- THE REQUEST:
Produce a word-for-word copy of the listing below without its pictures.
● ● ● ● ● ● ●
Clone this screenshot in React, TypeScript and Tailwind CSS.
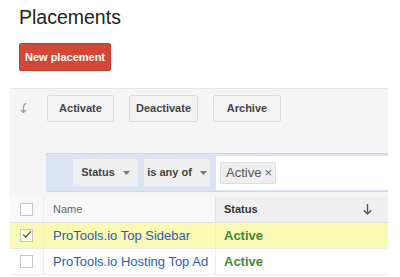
import React from 'react';

function Caret() {
  return (
    <svg width="7" height="4" viewBox="0 0 7 4" className="ml-[8px]">
      <path d="M0 0 L7 0 L3.5 4 Z" fill="#777" />
    </svg>
  );
}

function Checkbox({ checked }: { checked?: boolean }) {
  return (
    <div className="w-[13px] h-[13px] border border-[#c6c6c6] bg-white/60 flex items-center justify-center">
      {checked && (
        <svg width="13" height="11" viewBox="0 0 13 11" className="-mt-[2px] ml-[1px]">
          <path d="M1.5 5.5 L4.8 8.8 L11.5 1.5" stroke="#555" strokeWidth="1.6" fill="none" />
        </svg>
      )}
    </div>
  );
}

export default function App() {
  const toolbar = [
    { label: 'Activate', w: 'w-[67px]' },
    { label: 'Deactivate', w: 'w-[69px]' },
    { label: 'Archive', w: 'w-[68px]' },
  ];

  const rows = [
    { name: 'ProTools.io Top Sidebar', status: 'Active', selected: true },
    { name: 'ProTools.io Hosting Top Ad', status: 'Active', selected: false },
  ];

  return (
    <div className="w-[400px] h-[277px] bg-white overflow-hidden font-['Liberation_Sans',Arial,sans-serif]">
      {/* Page title */}
      <div className="pl-[19px] pt-[5px] text-[19.5px] leading-[24px] text-[#222]">Placements</div>

      <button className="mt-[14px] ml-[19px] h-[28px] w-[92px] bg-[#d14836] border border-[#c23b27] rounded-[2px] text-white text-[11px] font-bold">
        New placement
      </button>

      {/* Panel */}
      <div className="mt-[17px] ml-[10px] w-[378px] bg-[#f5f5f5] border-t border-[#e6e6e6]">
        {/* Toolbar */}
        <div className="flex items-start pt-[6px]">
          <div className="w-[37px] pl-[10px] pt-[8px]">
            <svg width="8" height="10" viewBox="0 0 8 10">
              <path d="M6.5 0.5 C4 0.8 3.5 2.5 3.5 5 L3.5 9.5" stroke="#999" strokeWidth="1.2" fill="none" />
              <path d="M0.8 6.8 L3.5 9.5 L6.2 6.8" stroke="#999" strokeWidth="1.2" fill="none" />
            </svg>
          </div>
          <div className="flex gap-[15px]">
            {toolbar.map((b) => (
              <button
                key={b.label}
                className={`${b.w} h-[27px] bg-[#f3f3f3] border border-[#dcdcdc] rounded-[2px] text-[11px] font-bold text-[#444]`}
              >
                {b.label}
              </button>
            ))}
          </div>
        </div>

        {/* Filter bar */}
        <div className="mt-[31px] ml-[36px] h-[39px] bg-[#dbe4f4] border-y border-[#cdd8ee] flex items-center pl-[27px]">
          <div className="w-[65px] h-[27px] bg-[#efefef] flex items-center justify-center text-[11px] font-bold text-[#444]">
            Status
            <Caret />
          </div>
          <div className="ml-[6px] w-[66px] h-[27px] bg-[#efefef] flex items-center justify-center text-[11px] font-bold text-[#444]">
            is any of
            <Caret />
          </div>
          <div className="ml-[6px] flex-1 h-[34px] bg-white flex items-center pl-[4px]">
            <div className="h-[22px] w-[56px] bg-[#efefef] border border-[#dedede] rounded-[2px] flex items-center pl-[5px] text-[13px] text-[#555]">
              Active
              <span className="ml-[3px] text-[13px] text-[#666] leading-none">×</span>
            </div>
          </div>
        </div>

        <div className="h-[5px]" />

        {/* Table */}
        <div className="bg-white">
          <div className="flex h-[26px] border-b border-[#e2e2e2] bg-[#f8f8f8] text-[11px]">
            <div className="w-[34px] flex items-center justify-center border-r border-[#ececec]">
              <Checkbox />
            </div>
            <div className="w-[171px] flex items-center pl-[9px] text-[#666]">Name</div>
            <div className="flex-1 flex items-center pl-[8px] pr-[16px] bg-[#f0f0f0] border-l border-[#e2e2e2] font-bold text-[#333]">
              Status
              <svg width="9" height="11" viewBox="0 0 9 11" className="ml-auto">
                <path d="M4.5 0 L4.5 10" stroke="#555" strokeWidth="1.4" />
                <path d="M0.8 6.3 L4.5 10 L8.2 6.3" stroke="#555" strokeWidth="1.4" fill="none" />
              </svg>
            </div>
          </div>
          {rows.map((r) => (
            <div
              key={r.name}
              className={`flex h-[26px] text-[13px] ${r.selected ? 'bg-[#fafab4]' : 'bg-white'} border-b border-[#ececec]`}
            >
              <div className="w-[34px] flex items-center justify-center border-r border-[#ececec]">
                <Checkbox checked={r.selected} />
              </div>
              <div className="w-[171px] flex items-center pl-[9px] text-[#2a5db0]">{r.name}</div>
              <div className="flex-1 flex items-center pl-[8px] border-l border-[#ececec] font-bold text-[#3d8a3d]">
                {r.status}
              </div>
            </div>
          ))}
        </div>
      </div>
    </div>
  );
}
● ● ● ● ● ● ●
- ANSWER IN FULL:
Clone this screenshot in React, TypeScript and Tailwind CSS.
import React from 'react';

function Caret() {
  return (
    <svg width="7" height="4" viewBox="0 0 7 4" className="ml-[8px]">
      <path d="M0 0 L7 0 L3.5 4 Z" fill="#777" />
    </svg>
  );
}

function Checkbox({ checked }: { checked?: boolean }) {
  return (
    <div className="w-[13px] h-[13px] border border-[#c6c6c6] bg-white/60 flex items-center justify-center">
      {checked && (
        <svg width="13" height="11" viewBox="0 0 13 11" className="-mt-[2px] ml-[1px]">
          <path d="M1.5 5.5 L4.8 8.8 L11.5 1.5" stroke="#555" strokeWidth="1.6" fill="none" />
        </svg>
      )}
    </div>
  );
}

export default function App() {
  const toolbar = [
    { label: 'Activate', w: 'w-[67px]' },
    { label: 'Deactivate', w: 'w-[69px]' },
    { label: 'Archive', w: 'w-[68px]' },
  ];

  const rows = [
    { name: 'ProTools.io Top Sidebar', status: 'Active', selected: true },
    { name: 'ProTools.io Hosting Top Ad', status: 'Active', selected: false },
  ];

  return (
    <div className="w-[400px] h-[277px] bg-white overflow-hidden font-['Liberation_Sans',Arial,sans-serif]">
      {/* Page title */}
      <div className="pl-[19px] pt-[5px] text-[19.5px] leading-[24px] text-[#222]">Placements</div>

      <button className="mt-[14px] ml-[19px] h-[28px] w-[92px] bg-[#d14836] border border-[#c23b27] rounded-[2px] text-white text-[11px] font-bold">
        New placement
      </button>

      {/* Panel */}
      <div className="mt-[17px] ml-[10px] w-[378px] bg-[#f5f5f5] border-t border-[#e6e6e6]">
        {/* Toolbar */}
        <div className="flex items-start pt-[6px]">
          <div className="w-[37px] pl-[10px] pt-[8px]">
            <svg width="8" height="10" viewBox="0 0 8 10">
              <path d="M6.5 0.5 C4 0.8 3.5 2.5 3.5 5 L3.5 9.5" stroke="#999" strokeWidth="1.2" fill="none" />
              <path d="M0.8 6.8 L3.5 9.5 L6.2 6.8" stroke="#999" strokeWidth="1.2" fill="none" />
            </svg>
          </div>
          <div className="flex gap-[15px]">
            {toolbar.map((b) => (
              <button
                key={b.label}
                className={`${b.w} h-[27px] bg-[#f3f3f3] border border-[#dcdcdc] rounded-[2px] text-[11px] font-bold text-[#444]`}
              >
                {b.label}
              </button>
            ))}
          </div>
        </div>

        {/* Filter bar */}
        <div className="mt-[31px] ml-[36px] h-[39px] bg-[#dbe4f4] border-y border-[#cdd8ee] flex items-center pl-[27px]">
          <div className="w-[65px] h-[27px] bg-[#efefef] flex items-center justify-center text-[11px] font-bold text-[#444]">
            Status
            <Caret />
          </div>
          <div className="ml-[6px] w-[66px] h-[27px] bg-[#efefef] flex items-center justify-center text-[11px] font-bold text-[#444]">
            is any of
            <Caret />
          </div>
          <div className="ml-[6px] flex-1 h-[34px] bg-white flex items-center pl-[4px]">
            <div className="h-[22px] w-[56px] bg-[#efefef] border border-[#dedede] rounded-[2px] flex items-center pl-[5px] text-[13px] text-[#555]">
              Active
              <span className="ml-[3px] text-[13px] text-[#666] leading-none">×</span>
            </div>
          </div>
        </div>

        <div className="h-[5px]" />

        {/* Table */}
        <div className="bg-white">
          <div className="flex h-[26px] border-b border-[#e2e2e2] bg-[#f8f8f8] text-[11px]">
            <div className="w-[34px] flex items-center justify-center border-r border-[#ececec]">
              <Checkbox />
            </div>
            <div className="w-[171px] flex items-center pl-[9px] text-[#666]">Name</div>
            <div className="flex-1 flex items-center pl-[8px] pr-[16px] bg-[#f0f0f0] border-l border-[#e2e2e2] font-bold text-[#333]">
              Status
              <svg width="9" height="11" viewBox="0 0 9 11" className="ml-auto">
                <path d="M4.5 0 L4.5 10" stroke="#555" strokeWidth="1.4" />
                <path d="M0.8 6.3 L4.5 10 L8.2 6.3" stroke="#555" strokeWidth="1.4" fill="none" />
              </svg>
            </div>
          </div>
          {rows.map((r) => (
            <div
              key={r.name}
              className={`flex h-[26px] text-[13px] ${r.selected ? 'bg-[#fafab4]' : 'bg-white'} border-b border-[#ececec]`}
            >
              <div className="w-[34px] flex items-center justify-center border-r border-[#ececec]">
                <Checkbox checked={r.selected} />
              </div>
              <div className="w-[171px] flex items-center pl-[9px] text-[#2a5db0]">{r.name}</div>
              <div className="flex-1 flex items-center pl-[8px] border-l border-[#ececec] font-bold text-[#3d8a3d]">
                {r.status}
              </div>
            </div>
          ))}
        </div>
      </div>
    </div>
  );
}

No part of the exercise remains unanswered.